Justin Grimm – 6 2/3 IP, 3 ER, 10 baserunners, 9 Ks. The White Sox are surprisingly terrible (depending on your threshold for surprise). Their team OBP is .283 with the third worst runs scored and have a .231 team batting average. Grimm has solid K and walk rates and an excellent FIP, but he’s also faced the Mariners twice, Twins and White Sox. His next start in Milwaukee will be a huge test on whether I’m fully buying. So far, I like what I see. I could see stashing him on your bench to see what he does vs. the Bratwurst Bombers.
Adrian Beltre – 1-for-4 and his 6th homer.
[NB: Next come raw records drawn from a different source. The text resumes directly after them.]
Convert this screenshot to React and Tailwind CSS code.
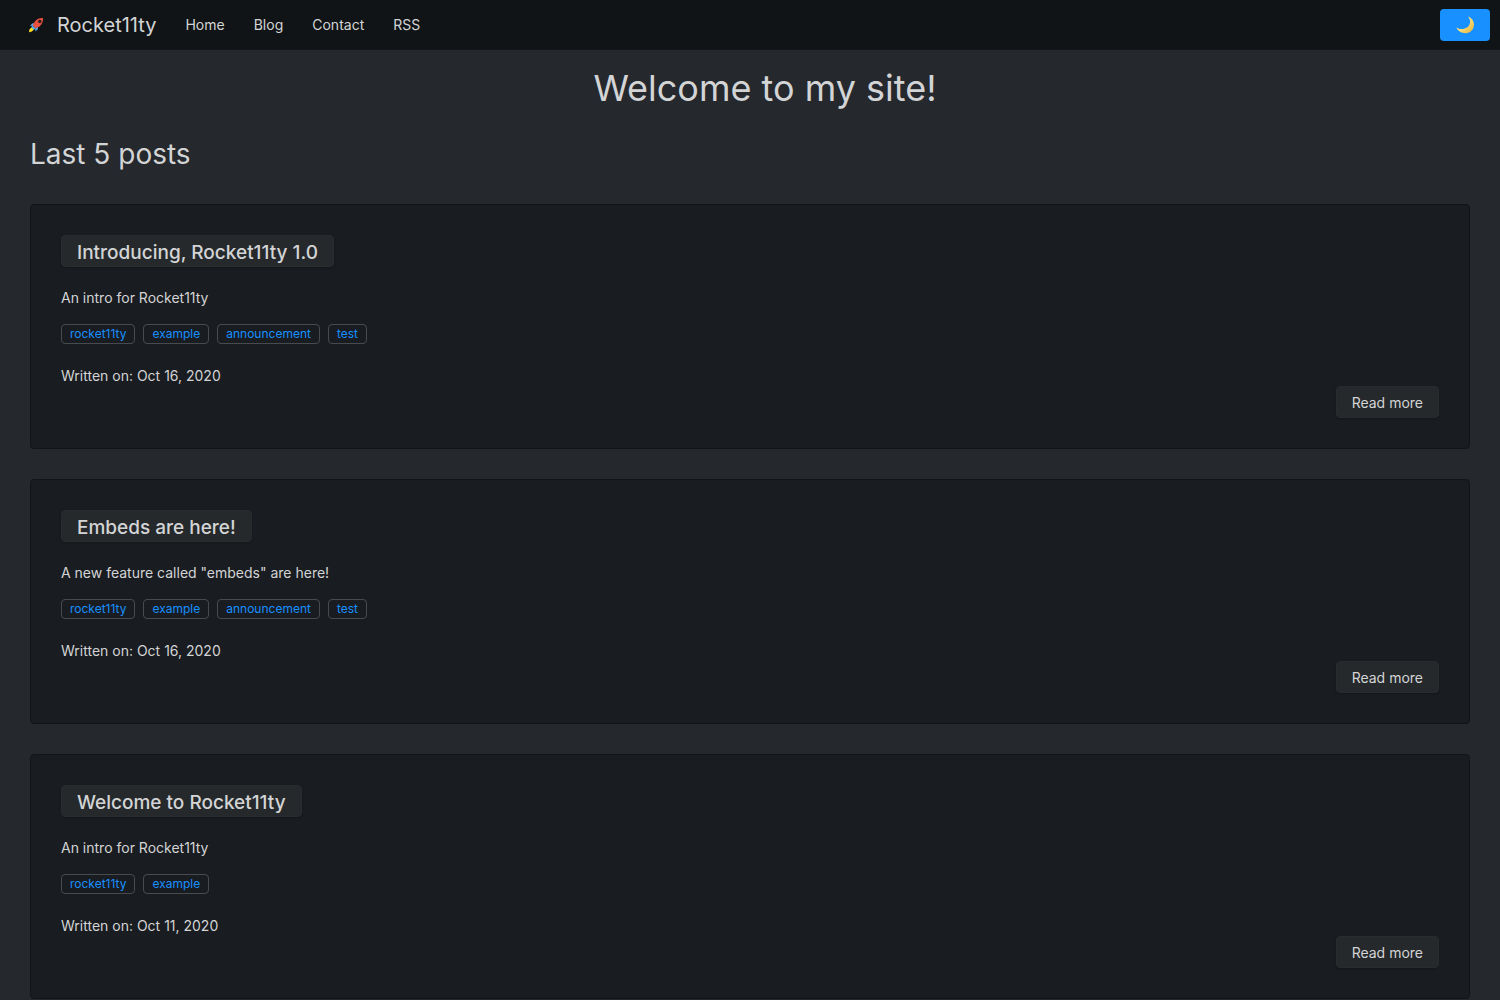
const navLinks = ['Home', 'Blog', 'Contact', 'RSS'];

const posts = [
  {
    title: 'Introducing, Rocket11ty 1.0',
    text: 'An intro for Rocket11ty',
    tags: ['rocket11ty', 'example', 'announcement', 'test'],
    date: 'Oct 16, 2020',
  },
  {
    title: 'Embeds are here!',
    text: 'A new feature called "embeds" are here!',
    tags: ['rocket11ty', 'example', 'announcement', 'test'],
    date: 'Oct 16, 2020',
  },
  {
    title: 'Welcome to Rocket11ty',
    text: 'An intro for Rocket11ty',
    tags: ['rocket11ty', 'example'],
    date: 'Oct 11, 2020',
  },
];

function Rocket() {
  return (
    <svg viewBox="0 0 16 16" className="size-4" aria-hidden="true">
      <path d="M6.6 6 4.2 6.6 2 9l3.2-.2zM10 9.4 9.8 12.2 7.4 14.6 7.2 11.2z" fill="#55acee" />
      <path d="M3.6 10.2 1.4 12.4 1 15.2l2.8-.6 2.2-2.1z" fill="#ffe21c" />
      <path d="M15 1c-3.2-.2-6.2.8-8.2 3.4L4.6 8.6l2.9 2.9 4.2-2.3C14.2 7.2 15.2 4.2 15 1z" fill="#e8503f" />
      <path d="m4.6 8.6-1.3 1.6 2.6 2.6 1.6-1.3z" fill="#55acee" />
      <circle cx="11.8" cy="4.4" r="1.7" fill="#24201f" />
    </svg>
  );
}

function Moon() {
  return (
    <svg viewBox="0 0 20 20" className="size-5" aria-hidden="true">
      <defs>
        <linearGradient id="moon" x1="0" y1="0" x2="1" y2="1">
          <stop offset="0.4" stopColor="#ffe680" />
          <stop offset="1" stopColor="#dfb03a" />
        </linearGradient>
      </defs>
      <path
        d="M13.2 1.4c4.6 2 6.8 6.3 5.4 10.8-1.4 4.4-5.6 6.5-9.7 5.9-3.5-.6-6.4-2.8-7.6-5.9 2.4 1.9 5.4 2.4 8.4 1.4 5.4-1.8 7.2-7.2 3.5-12.2z"
        fill="url(#moon)"
      />
    </svg>
  );
}

const raised = 'rounded border border-[#282c2e] bg-[#25292b] px-[15px] shadow-[0_1px_2px_rgba(0,0,0,0.2)]';

function Post({ post }) {
  return (
    <article className="rounded border border-[#121517] bg-[#191c20] p-[30px]">
      <h3 className="flex">
        <a href="#" className={`flex h-8 items-center pt-0.5 text-[19px] font-medium ${raised}`}>
          {post.title}
        </a>
      </h3>
      <p className="mt-5">{post.text}</p>
      <div className="mt-4 flex flex-wrap gap-2">
        {post.tags.map((tag) => (
          <a
            key={tag}
            href="#"
            className="flex h-5 items-center rounded border border-[#484b4e] px-2 text-xs text-[#1890ff]"
          >
            {tag}
          </a>
        ))}
      </div>
      <p className="mt-[21px]">Written on: {post.date}</p>
      <div className="flex justify-end">
        <a href="#" className={`flex h-8 items-center ${raised}`}>
          Read more
        </a>
      </div>
    </article>
  );
}

export default function App() {
  return (
    <div className="min-h-screen bg-[#25282d] font-['Inter',sans-serif] text-sm leading-[21px] text-[#d3d4d5]">
      <header className="flex h-[50px] items-center border-b border-[#15181a] bg-[#111417] pr-2.5 pl-7">
        <a href="#" className="flex items-center gap-[13px] text-xl">
          <Rocket />
          Rocket11ty
        </a>
        <nav className="ml-[29px] flex gap-[29px]">
          {navLinks.map((label) => (
            <a key={label} href="#">
              {label}
            </a>
          ))}
        </nav>
        <button
          type="button"
          aria-label="Toggle dark mode"
          className="ml-auto flex h-8 w-[50px] items-center justify-center rounded bg-[#1890ff]"
        >
          <Moon />
        </button>
      </header>
      <main className="px-[30px] pb-[30px]">
        <h1 className="pt-2 pl-[30px] text-center text-4xl leading-[60px]">Welcome to my site!</h1>
        <h2 className="mt-[14px] text-[28px] leading-[45px]">Last 5 posts</h2>
        <div className="mt-[27px] flex flex-col gap-[30px]">
          {posts.map((post) => (
            <Post key={post.title} post={post} />
          ))}
        </div>
      </main>
    </div>
  );
}
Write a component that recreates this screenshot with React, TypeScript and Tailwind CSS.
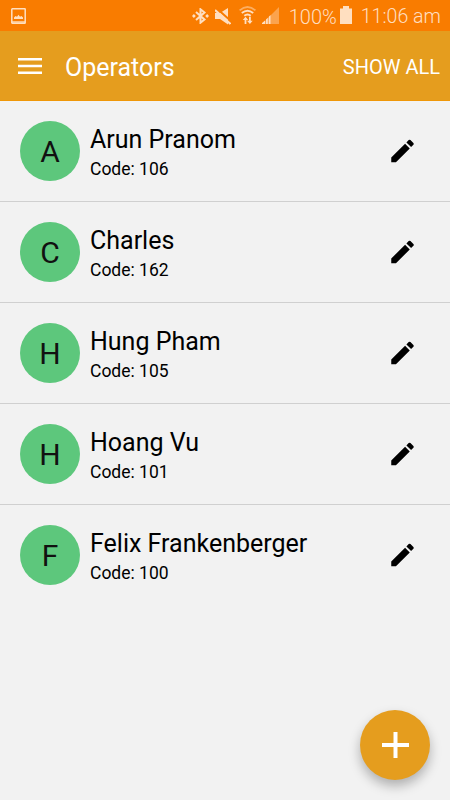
type Operator = {
  name: string;
  code: number;
};

const operators: Operator[] = [
  { name: "Arun Pranom", code: 106 },
  { name: "Charles", code: 162 },
  { name: "Hung Pham", code: 105 },
  { name: "Hoang Vu", code: 101 },
  { name: "Felix Frankenberger", code: 100 },
];

function StatusBar() {
  return (
    <div className="flex h-[31px] items-center bg-[#f97c00] pt-px pr-[9px] pl-[11px] text-[#ffdfc0]">
      <svg width="15" height="16" viewBox="0 0 15 16" fill="none">
        <rect x="0.8" y="0.8" width="13.4" height="14.4" rx="0.5" stroke="currentColor" strokeWidth="1.500" />
        <path d="M1 13h13v2.400H1z" fill="currentColor" opacity=".7" />
        <path d="M3 11V9.500l1.500-1.500 1.500.8L7.500 6.800 9 8.800l1.500-.8L12 9.500V11z" fill="currentColor" />
      </svg>

      <div className="ml-auto flex items-center">
        <svg width="17" height="16" viewBox="0 0 17 16" fill="none">
          <path d="M4 4l8.500 7.500-4 3.200V1.300l4 3.200L4 12" stroke="currentColor" strokeWidth="2" />
          <path d="M1.900 6.100L3.800 8 1.900 9.900 0 8zM15.100 6.100L17 8l-1.900 1.900L13.200 8z" fill="currentColor" />
        </svg>
        <svg className="ml-1.5" width="16" height="17" viewBox="0 0 16 17">
          <path d="M0 5h5L13 0v16.500L5 11H0z" fill="currentColor" />
          <path d="M1.500 .2l15 13.300" stroke="#f97c00" strokeWidth="2" />
          <path d="M0 2l15.500 14" stroke="currentColor" strokeWidth="2.200" />
        </svg>
        <svg className="ml-2 -mt-0.5" width="17" height="18" viewBox="0 0 17 18" fill="none">
          <path d="M.6 4.400Q8.500-2.300 16.400 4.400" stroke="currentColor" strokeWidth="1.900" opacity=".5" />
          <path d="M2.800 7q5.700-4.600 11.400 0M5.300 9.700q3.200-2.600 6.400 0" stroke="currentColor" strokeWidth="1.900" />
          <path d="M3.800 14l2.700-3.200L9.200 14H7.400v4H5.600v-4zM8 14.800h2v-4h1.800v4h1.900L10.900 18z" fill="currentColor" />
        </svg>
        <svg className="ml-1.5 -mt-px" width="17" height="17" viewBox="0 0 17 17" fill="currentColor">
          <path d="M0 17L17 0v17z" opacity=".4" />
          <path d="M0 17v-1l3-2.500V17zM4 17v-4.500l1.800-1.800V17zM6.800 17V9.700L8.500 8v9z" />
        </svg>
        <span className="ml-[10px] w-[48px] pt-px text-[20px] leading-none font-light">100%</span>
        <svg className="ml-[3px] -mt-0.5" width="12" height="18" viewBox="0 0 12 18" fill="currentColor">
          <path d="M0 2.500h3V0h6v2.500h3V18H0z" />
        </svg>
        <span className="ml-[9px] pt-0.5 text-[19.600px] leading-none font-light">11:06 am</span>
      </div>
    </div>
  );
}

function AppBar() {
  return (
    <header className="flex h-[70px] items-center border-b border-[#ef9708] bg-[#e59d1e] pr-[10px] pl-[18px] text-white">
      <button type="button" aria-label="Menu">
        <svg width="24" height="16" viewBox="0 0 24 16" fill="currentColor">
          <path d="M0 0h24v2.600H0zM0 6.700h24v2.600H0zM0 13.400h24V16H0z" />
        </svg>
      </button>
      <h1 className="ml-[23px] pt-1 text-[25px] leading-none">Operators</h1>
      <button type="button" className="ml-auto pt-0.5 text-[20px] leading-none">
        SHOW ALL
      </button>
    </header>
  );
}

function OperatorRow({ name, code }: Operator) {
  return (
    <li className="flex h-[101px] items-center border-b border-[#d0d0d0] pr-8 pl-5 last:border-transparent">
      <div className="flex size-[60px] items-center justify-center rounded-full bg-[#5dc77c] pt-0.5 text-[30px] leading-none text-[#111]">
        {name[0]}
      </div>
      <div className="ml-[10px] flex-1 pt-1">
        <p className="text-[25px] leading-[32px]">{name}</p>
        <p className="text-[17.500px] leading-[26px]">Code: {code}</p>
      </div>
      <button type="button" aria-label={`Edit ${name}`}>
        <svg width="31" height="30" viewBox="0 0 24 24">
          <path d="M3 17.250V21h3.750L17.810 9.940l-3.750-3.750L3 17.250zM20.710 7.040a1 1 0 0 0 0-1.410l-2.340-2.340a1 1 0 0 0-1.410 0l-1.830 1.830 3.750 3.750 1.830-1.830z" />
        </svg>
      </button>
    </li>
  );
}

export default function App() {
  return (
    <div className="relative h-[800px] w-[450px] overflow-hidden bg-[#f2f2f2] font-['Roboto',sans-serif] text-black">
      <StatusBar />
      <AppBar />
      <ul>
        {operators.map((o) => (
          <OperatorRow key={o.code} {...o} />
        ))}
      </ul>

      <button
        type="button"
        aria-label="Add operator"
        className="absolute right-5 bottom-5 flex size-[70px] items-center justify-center rounded-full bg-[#e59d1e] text-white shadow-[0_6px_12px_rgba(0,0,0,0.28)]"
      >
        <svg width="27" height="26" viewBox="0 0 27 26" fill="currentColor">
          <path d="M11.500 0h4v11H27v4H15.500v11h-4V15H0v-4h11.500z" />
        </svg>
      </button>
    </div>
  );
}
Hmm, maybe that trade of mine for Beltre isn’t gonna happen. As my Polish neighbor would say, what can do?
Alex Sanabia – 5 IP, 2 ER, 8 baserunners, 4 Ks. Your onamatosanabia of the day is blargh.
Justin Ruggiano – 1-for-3 and his 4th homer, while batting .242. You want the good or bad news first? Fine. Good news is he’s doing better than I thought he would. Bad news is he’s completely replaceable in 12-team mixed leagues.
Jake Westbrook – 6 IP, 1 ER, 9 baserunners, 4 Ks with a 1.07 ERA. The Ghost of Dave Duncan lives!
Edward Mujica – Has now given up runs in his last two save appearances, but has converted them. It’s nothing to fret over — you fretter! — but it’s worth noting, in case he starts blowing saves like me blowing the dice at the craps table…. C’mon, lucky number 7… Ooh…Craps, or as I call “Axford.”
Wily Peralta – 4 1/3 IP, 6 ER. Death of a Starter as Wily low-man on your fantasy staff totem pole exits stage wherever he came from.
Ryan Madson – Had scar tissue removed from his elbow. Dr. Anthony Kiedis removed it under a bridge while watching Californication in a medley of surgeries.
Chris Tillman – 8 IP, 0 ER, 5 baserunners, 3 Ks. I’m a smitten kitten with this guy. Invariably, if you ask me in the comments so-and-so or Tillman, I’m gonna probably say Tillman. Okay, maybe 50% of the time…Okay, 30%. But I really do like him. In fact, I just dropped Travis Wood for him. Happy?
Nate McLouth – 2-for-5, 2 RBIs and his 3rd homer. Still butter with the ER as he defibrillates his career.
Joel Hanrahan – Got the save yesterday. Let’s recap the last week in the Red Sox bullpen. They said Hanrahanananananananan would close, then Bailey, then Hanrahanananananananan, then Bailey then Pedro Serrano, then Hanrahanananananananan got the save. Bailey had biceps soreness so Hanrahanananananananan stepped in. I’d hold both for now, but Hanrahanananananananan’s recipes for saves is pretty straight forward: 1 part Cointreau, 1 part Kahlua, 1 part Bailey’s arm is creamed.
Ryan Dempster – 6 IP, 1 ER, 7 baserunners, 4 Ks. Mercy, Big Biscuit, mercy!
Jordan Lyles – 5 IP, 2 ER, 7 baserunners, 6 Ks. A truly valiant effort by the Astros starter and for the entire team as they took the Tigers to the 14th inning before finally losing. Oh, wait, I don’t have a Valiant Effort category in my league. Oh well!
Carlos Pena – 2-for-6 with his 3rd homer. He’s hit in five straight and usually gets crazy hot for a week or two stretch. Pena’s penning a potential productive pick-up. Say that fast 117 times!
Jason Heyward – Will take dry swings on Saturday. At one point in my life, I had a two-year dry swing. I couldn’t get laid with a bottle of roofies in a– Okay, oversharing.
Joba Chamberlain – Hit the DL with an oblique strain. Joba the Flop should be back in three weeks.
Josh Johnson – Placed on the DL. If you drafted him, that’s the nicest thing he’s done to you so far. Get him a Thank You card, sign it “Lates, Asshat,” and drop it in the mail. Ann Landers would appreciate your manners.
Brett Lawrie – 1-for-3 with his 3rd homer. Not all in this game, but he did run the bases three times on his home run trot. Told the coach, “Just burning off some excess energy. Woohoo!” Then he did jazz hands for ten minutes.
Ricky Romero – Will get the start vs. the Mariners tonight. No, you should not pick him up. I don’t care how deep your league is. Okay, in AL-Only leagues, fine, but that’s it. Last year, RR Cool Jay was the worst pitcher of the last twenty years. If you pick him up, you have a death wish. Drive to Detroit at midnight in a Japanese car, wearing a shirt that says, “I Buy American Cheese, And That’s It.” It’s safer than starting Romero.